GIVEN INFORMATION –
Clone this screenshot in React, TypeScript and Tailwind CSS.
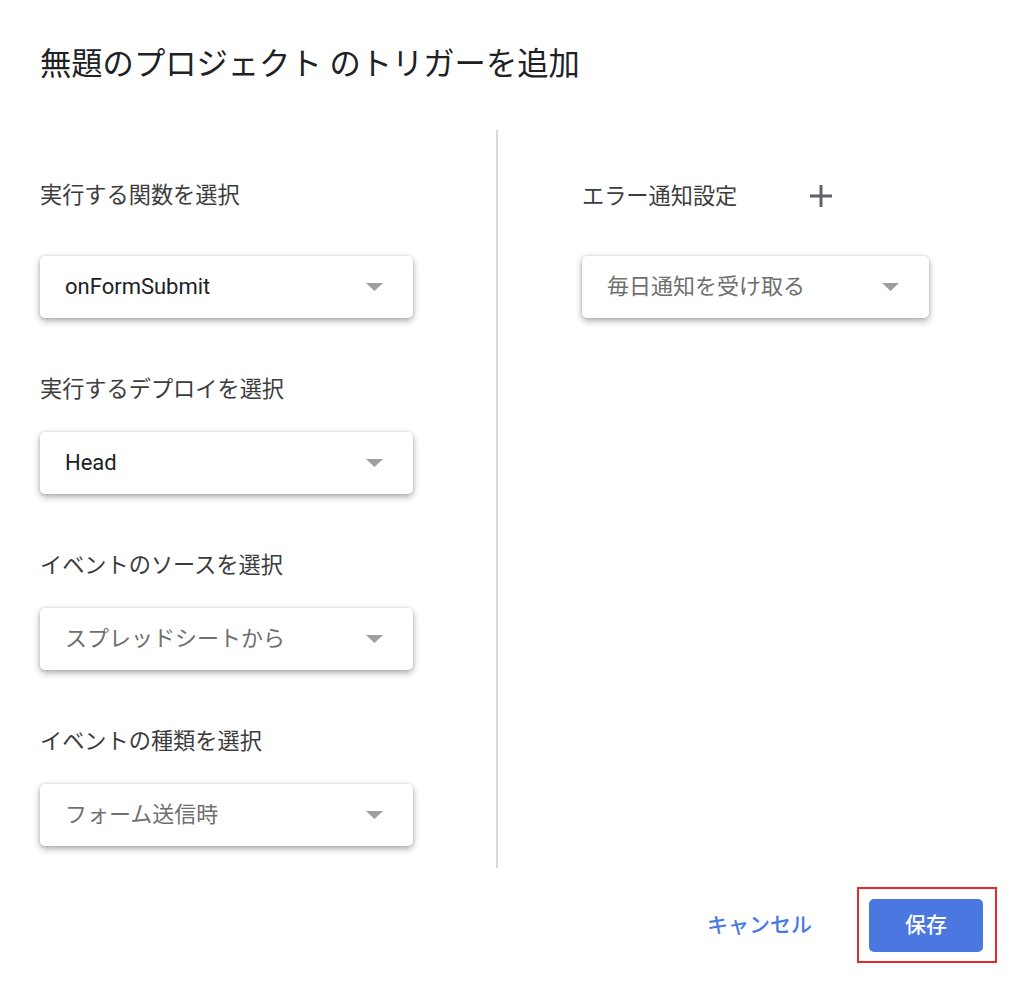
const font = { fontFamily: 'Roboto, "Noto Sans CJK JP", sans-serif' };

function Caret() {
  return (
    <svg width="17" height="8" viewBox="0 0 17 8" className="shrink-0">
      <path d="M0 0 L17 0 L8.5 8 Z" fill="#9e9e9e" />
    </svg>
  );
}

function Select({ value, muted, width }: { value: string; muted?: boolean; width: string }) {
  return (
    <div
      className={`${width} h-[62px] bg-white rounded-[5px] shadow-[0_3px_7px_rgba(0,0,0,0.32),0_0_3px_rgba(0,0,0,0.14)] flex items-center justify-between pl-[25px] pr-[30px]`}
    >
      <span className={`text-[22px] leading-none ${muted ? 'text-[#6f6f6f]' : 'text-[#202124]'}`}>{value}</span>
      <Caret />
    </div>
  );
}

const fields = [
  { label: '実行する関数を選択', value: 'onFormSubmit', muted: false },
  { label: '実行するデプロイを選択', value: 'Head', muted: false },
  { label: 'イベントのソースを選択', value: 'スプレッドシートから', muted: true },
  { label: 'イベントの種類を選択', value: 'フォーム送信時', muted: true },
];

export default function App() {
  return (
    <div className="w-[1024px] h-[982px] bg-white text-[#202124]" style={font}>
      <h1 className="pl-[40px] pt-[45px] text-[31.3px] leading-[40px] font-normal text-[#202124]">
        無題のプロジェクト のトリガーを追加
      </h1>

      <div className="flex mt-[45px] h-[738px]">
        <div className="pl-[40px] pt-[50px] flex flex-col">
          {fields.map((f, i) => (
            <div key={i} className={i === 0 ? '' : 'mt-[56px]'}>
              <div className="text-[22.2px] leading-[30px] text-[#3c3c3c]">{f.label}</div>
              <div className={i === 0 ? 'mt-[46px]' : 'mt-[28px]'}>
                <Select value={f.value} muted={f.muted} width="w-[373px]" />
              </div>
            </div>
          ))}
        </div>

        <div className="ml-[83px] w-[2px] h-full bg-[#dadada]" />

        <div className="ml-[84px] pt-[51px]">
          <div className="flex items-center">
            <span className="text-[22.2px] leading-[30px] text-[#3c3c3c]">エラー通知設定</span>
            <svg width="22" height="22" viewBox="0 0 22 22" className="ml-[73px]">
              <path d="M11 0 V22 M0 11 H22" stroke="#5f6368" strokeWidth="3" />
            </svg>
          </div>
          <div className="mt-[45px]">
            <Select value="毎日通知を受け取る" muted width="w-[347px]" />
          </div>
        </div>
      </div>

      <div className="flex justify-end items-center mt-[19px] pr-[27px]">
        <button className="text-[21px] font-medium text-[#4a7ae0] mr-[45px] leading-none">キャンセル</button>
        <div className="border-2 border-[#e62a2a] pt-[10px] pb-[9px] pl-[10px] pr-[12px]">
          <button className="w-[114px] h-[53px] rounded-[5px] bg-[#4a78e0] text-white text-[21px] font-medium">
            保存
          </button>
        </div>
      </div>
    </div>
  );
}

STATED EXERCISE – Copy the data exactly. Any picture it contains is to be omitted.

RESULT –
Clone this screenshot in React, TypeScript and Tailwind CSS.
const font = { fontFamily: 'Roboto, "Noto Sans CJK JP", sans-serif' };

function Caret() {
  return (
    <svg width="17" height="8" viewBox="0 0 17 8" className="shrink-0">
      <path d="M0 0 L17 0 L8.5 8 Z" fill="#9e9e9e" />
    </svg>
  );
}

function Select({ value, muted, width }: { value: string; muted?: boolean; width: string }) {
  return (
    <div
      className={`${width} h-[62px] bg-white rounded-[5px] shadow-[0_3px_7px_rgba(0,0,0,0.32),0_0_3px_rgba(0,0,0,0.14)] flex items-center justify-between pl-[25px] pr-[30px]`}
    >
      <span className={`text-[22px] leading-none ${muted ? 'text-[#6f6f6f]' : 'text-[#202124]'}`}>{value}</span>
      <Caret />
    </div>
  );
}

const fields = [
  { label: '実行する関数を選択', value: 'onFormSubmit', muted: false },
  { label: '実行するデプロイを選択', value: 'Head', muted: false },
  { label: 'イベントのソースを選択', value: 'スプレッドシートから', muted: true },
  { label: 'イベントの種類を選択', value: 'フォーム送信時', muted: true },
];

export default function App() {
  return (
    <div className="w-[1024px] h-[982px] bg-white text-[#202124]" style={font}>
      <h1 className="pl-[40px] pt-[45px] text-[31.3px] leading-[40px] font-normal text-[#202124]">
        無題のプロジェクト のトリガーを追加
      </h1>

      <div className="flex mt-[45px] h-[738px]">
        <div className="pl-[40px] pt-[50px] flex flex-col">
          {fields.map((f, i) => (
            <div key={i} className={i === 0 ? '' : 'mt-[56px]'}>
              <div className="text-[22.2px] leading-[30px] text-[#3c3c3c]">{f.label}</div>
              <div className={i === 0 ? 'mt-[46px]' : 'mt-[28px]'}>
                <Select value={f.value} muted={f.muted} width="w-[373px]" />
              </div>
            </div>
          ))}
        </div>

        <div className="ml-[83px] w-[2px] h-full bg-[#dadada]" />

        <div className="ml-[84px] pt-[51px]">
          <div className="flex items-center">
            <span className="text-[22.2px] leading-[30px] text-[#3c3c3c]">エラー通知設定</span>
            <svg width="22" height="22" viewBox="0 0 22 22" className="ml-[73px]">
              <path d="M11 0 V22 M0 11 H22" stroke="#5f6368" strokeWidth="3" />
            </svg>
          </div>
          <div className="mt-[45px]">
            <Select value="毎日通知を受け取る" muted width="w-[347px]" />
          </div>
        </div>
      </div>

      <div className="flex justify-end items-center mt-[19px] pr-[27px]">
        <button className="text-[21px] font-medium text-[#4a7ae0] mr-[45px] leading-none">キャンセル</button>
        <div className="border-2 border-[#e62a2a] pt-[10px] pb-[9px] pl-[10px] pr-[12px]">
          <button className="w-[114px] h-[53px] rounded-[5px] bg-[#4a78e0] text-white text-[21px] font-medium">
            保存
          </button>
        </div>
      </div>
    </div>
  );
}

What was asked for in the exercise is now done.